Влодава находилась в восьми километрах от Собибора. Польские крестьяне, приходя на рынок, говорили нам: «В Собиборе сжигают людей, евреев, взрослых и детей». Невозможно было поверить, что это могло происходить в XX веке. Но крестьяне приносили все больше и больше доказательств.
Нас могли бы спросить: «Вы оставались в восьми километрах от крематория. Что вы слышали?» Но, как и куда спастись? И потом, мы были схвачены в тиски. Мы смертельно боялись эсэсовцев, оккупировавших Влодаву и стрелявших на улице по всякому поводу и в каждого.
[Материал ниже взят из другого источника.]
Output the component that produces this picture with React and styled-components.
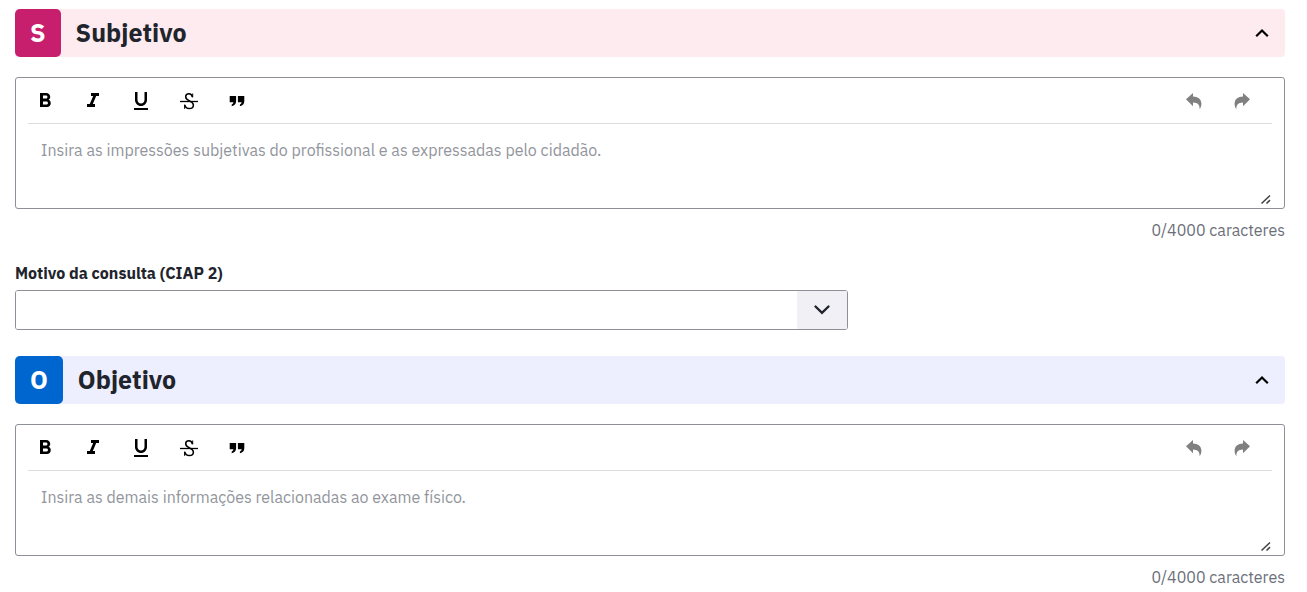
import React, { useId, useState } from 'react';
import styled, { createGlobalStyle, css } from 'styled-components';
import {
  MdFormatBold,
  MdFormatItalic,
  MdFormatUnderlined,
} from 'react-icons/md';

const GlobalStyle = createGlobalStyle`
  * {
    box-sizing: border-box;
  }
  body {
    margin: 0;
    background: #fff;
    color: #21242c;
    font-family: 'IBM Plex Sans', 'Noto Sans', sans-serif;
    font-size: 16px;
    line-height: 24px;
  }
`;

const Page = styled.main`
  padding: 9px 22px 0 15px;
`;

const Section = styled.section`
  margin-bottom: 26px;
`;

const Header = styled.header`
  display: flex;
  align-items: center;
  height: 48px;
  margin-bottom: 20px;
  padding-right: 11px;
  border-radius: 4px;
  background: ${(props) => props.$background};
`;

const Badge = styled.span`
  display: flex;
  align-items: center;
  justify-content: center;
  height: 100%;
  margin-right: 15px;
  padding: 0 15px;
  border-radius: 5px;
  background: ${(props) => props.$color};
  color: #fff;
  font-size: 25px;
  font-weight: 700;
`;

const Title = styled.h2`
  flex: 1;
  margin: 0;
  font-size: 25px;
  font-weight: 700;
  line-height: 32px;
`;

const IconButton = styled.button`
  display: flex;
  align-items: center;
  justify-content: center;
  width: 24px;
  height: 24px;
  padding: 0;
  border: 0;
  background: none;
  color: #000;
  cursor: pointer;

  ${(props) =>
    props.disabled &&
    css`
      color: #808080;
      cursor: default;
    `}
`;

const EditorBox = styled.div`
  position: relative;
  padding: 0 12px;
  border: 1px solid #8d8f99;
  border-radius: 3px;
`;

const Toolbar = styled.div`
  display: flex;
  align-items: center;
  gap: 24px;
  height: 46px;
  padding: 1px 18px 0 5px;
  border-bottom: 1px solid #dcdde1;
`;

const Spacer = styled.span`
  flex: 1;
`;

const TextArea = styled.textarea`
  display: block;
  width: 100%;
  height: 84px;
  padding: 14px 13px;
  border: 0;
  outline: 0;
  resize: none;
  background: none;
  color: inherit;
  font: inherit;

  &::placeholder {
    color: #92959c;
    opacity: 1;
  }
`;

const Grip = styled.svg`
  position: absolute;
  right: 12px;
  bottom: 3px;
`;

const Counter = styled.p`
  margin: 9px 0 0;
  color: #6c6f79;
  text-align: right;
`;

const Fields = styled.div`
  display: grid;
  grid-template-columns: 2fr 1fr;
  column-gap: 20px;
  margin-top: 19px;
`;

const Label = styled.label`
  display: block;
  margin-bottom: 5px;
  font-size: 16px;
  font-weight: 700;
`;

const SelectBox = styled.div`
  display: grid;
  grid-template-columns: 1fr 50px;
  height: 40px;
  overflow: hidden;
  border: 1px solid #8d8f99;
  border-radius: 3px;
`;

const Select = styled.select`
  grid-area: 1 / 1 / 2 / 3;
  padding: 0 62px 0 12px;
  border: 0;
  appearance: none;
  background: #fff;
  color: inherit;
  font: inherit;
`;

const SelectArrow = styled.span`
  grid-area: 1 / 2;
  display: flex;
  align-items: center;
  justify-content: center;
  background: #f0f0f5;
  pointer-events: none;
`;

const ChevronUp = ({ open }) => (
  <svg width="20" height="20" viewBox="0 0 20 20" fill="none">
    <path
      d={open ? 'M4.2 13.3 10 7.5 15.8 13.3' : 'M4.2 7.5 10 13.3 15.8 7.5'}
      stroke="#000"
      strokeWidth="2.2"
    />
  </svg>
);

const ChevronDown = () => (
  <svg width="20" height="20" viewBox="0 0 20 20" fill="none">
    <path
      d="M3.5 6.5 10 12.8 16.5 6.5"
      stroke="#21242c"
      strokeWidth="2.4"
      strokeLinecap="round"
    />
  </svg>
);

const StrikeIcon = () => (
  <svg width="20" height="20" viewBox="0 0 20 20" fill="none" stroke="#000">
    <path d="M1 10.5h18" strokeWidth="1.3" />
    <path
      d="M13.4 6.2C13 4 11.900 2.700 10 2.700 8 2.700 6.700 3.900 6.700 5.700c0 2.200 1.600 3.200 3.800 4.200 2.400 1.100 3.900 2.100 3.900 4.100 0 2.200-1.600 3.600-4.100 3.600-2.400 0-4-1.300-4.500-3.700"
      strokeWidth="1.500"
    />
    <path d="M13.700 2.500v3.900M5.600 13.600v4.200" strokeWidth="1" />
  </svg>
);

const QuoteIcon = () => (
  <svg width="20" height="20" viewBox="0 0 20 20" fill="currentColor">
    <path d="M2.700 5h6.400v5.300c0 2.600-1.500 4.500-4.400 4.900v-1.700c1.200-.5 1.700-1.200 1.700-2.200H2.700zM10.900 5h6.400v5.300c0 2.600-1.500 4.500-4.400 4.900v-1.700c1.200-.5 1.700-1.200 1.700-2.200h-3.700z" />
  </svg>
);

const UndoIcon = ({ flip }) => (
  <svg width="20" height="20" viewBox="0 0 20 20" fill="currentColor">
    <path
      transform={flip ? 'matrix(-1 0 0 1 20 0)' : undefined}
      d="M2 8.300 9 2v3.600c5.200.2 8.400 2.800 8.400 7.200 0 2-.6 3.900-1.800 5.400.3-4.200-1.800-6.600-6.600-6.700v3.700z"
    />
  </svg>
);

const Editor = ({ label, placeholder }) => {
  const [text, setText] = useState('');

  return (
    <>
      <EditorBox>
        <Toolbar>
          <IconButton type="button" aria-label="Negrito">
            <MdFormatBold size={24} />
          </IconButton>
          <IconButton type="button" aria-label="Itálico">
            <MdFormatItalic size={24} />
          </IconButton>
          <IconButton type="button" aria-label="Sublinhado">
            <MdFormatUnderlined size={24} />
          </IconButton>
          <IconButton type="button" aria-label="Tachado">
            <StrikeIcon />
          </IconButton>
          <IconButton type="button" aria-label="Citação">
            <QuoteIcon />
          </IconButton>
          <Spacer />
          <IconButton type="button" aria-label="Desfazer" disabled>
            <UndoIcon />
          </IconButton>
          <IconButton type="button" aria-label="Refazer" disabled>
            <UndoIcon flip />
          </IconButton>
        </Toolbar>
        <TextArea
          aria-label={label}
          placeholder={placeholder}
          maxLength={4000}
          value={text}
          onChange={(e) => setText(e.target.value)}
        />
        <Grip width="12" height="12" viewBox="0 0 12 12" aria-hidden="true">
          <path
            d="M1.500 10.500 10 2.500M6.500 10.500 10 7.200"
            stroke="#444"
            strokeWidth="1.600"
          />
        </Grip>
      </EditorBox>
      <Counter>{text.length}/4000 caracteres</Counter>
    </>
  );
};

const SoapSection = ({ title, color, background, placeholder, children }) => {
  const [open, setOpen] = useState(true);

  return (
    <Section>
      <Header $background={background}>
        <Badge $color={color}>{title[0]}</Badge>
        <Title>{title}</Title>
        <IconButton
          type="button"
          aria-label={title}
          aria-expanded={open}
          onClick={() => setOpen(!open)}
        >
          <ChevronUp open={open} />
        </IconButton>
      </Header>
      {open && (
        <>
          <Editor label={title} placeholder={placeholder} />
          {children}
        </>
      )}
    </Section>
  );
};

const App = () => {
  const reasonId = useId();

  return (
    <Page>
      <GlobalStyle />
      <SoapSection
        title="Subjetivo"
        color="#c71f6e"
        background="#feebf0"
        placeholder="Insira as impressões subjetivas do profissional e as expressadas pelo cidadão."
      >
        <Fields>
          <div>
            <Label htmlFor={reasonId}>Motivo da consulta (CIAP 2)</Label>
            <SelectBox>
              <Select id={reasonId} defaultValue="">
                <option value="" />
              </Select>
              <SelectArrow>
                <ChevronDown />
              </SelectArrow>
            </SelectBox>
          </div>
        </Fields>
      </SoapSection>
      <SoapSection
        title="Objetivo"
        color="#0066cf"
        background="#edeefe"
        placeholder="Insira as demais informações relacionadas ao exame físico."
      />
    </Page>
  );
};

export default App;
Имелись так же гестаповцы, СД, кто носил повязки на рукавах и свастику, потом еще сотрудничавшая с ними «голубая» польская полиция — «Granatowa»
[611]. Были также так называемые «Черные» — украинские добровольцы
[612]. Были всякие антисемиты, которые делали все, что хотели. И потом, нам нужно было предусмотреть случаи погромов и бегства. Чувствовалось, что у нас хотели отнять наши скудные сбережения.
Меня могут спросить так же: «Как же ты, находясь с теми восемью тысячами людей перед лицом опасности, перед лицом эсэсовцев, мог позволить взять себя без сопротивления?». Но сотня человек, вооруженных пулеметами, более сильна, чем толпа безоружных.
Молодые могли бы попытаться убежать, но они не решались покинуть своих старых родителей. Они знали, что это означало приговорить их к голодной смерти, и потом, нельзя оставить младших братьев и сестер без поддержки.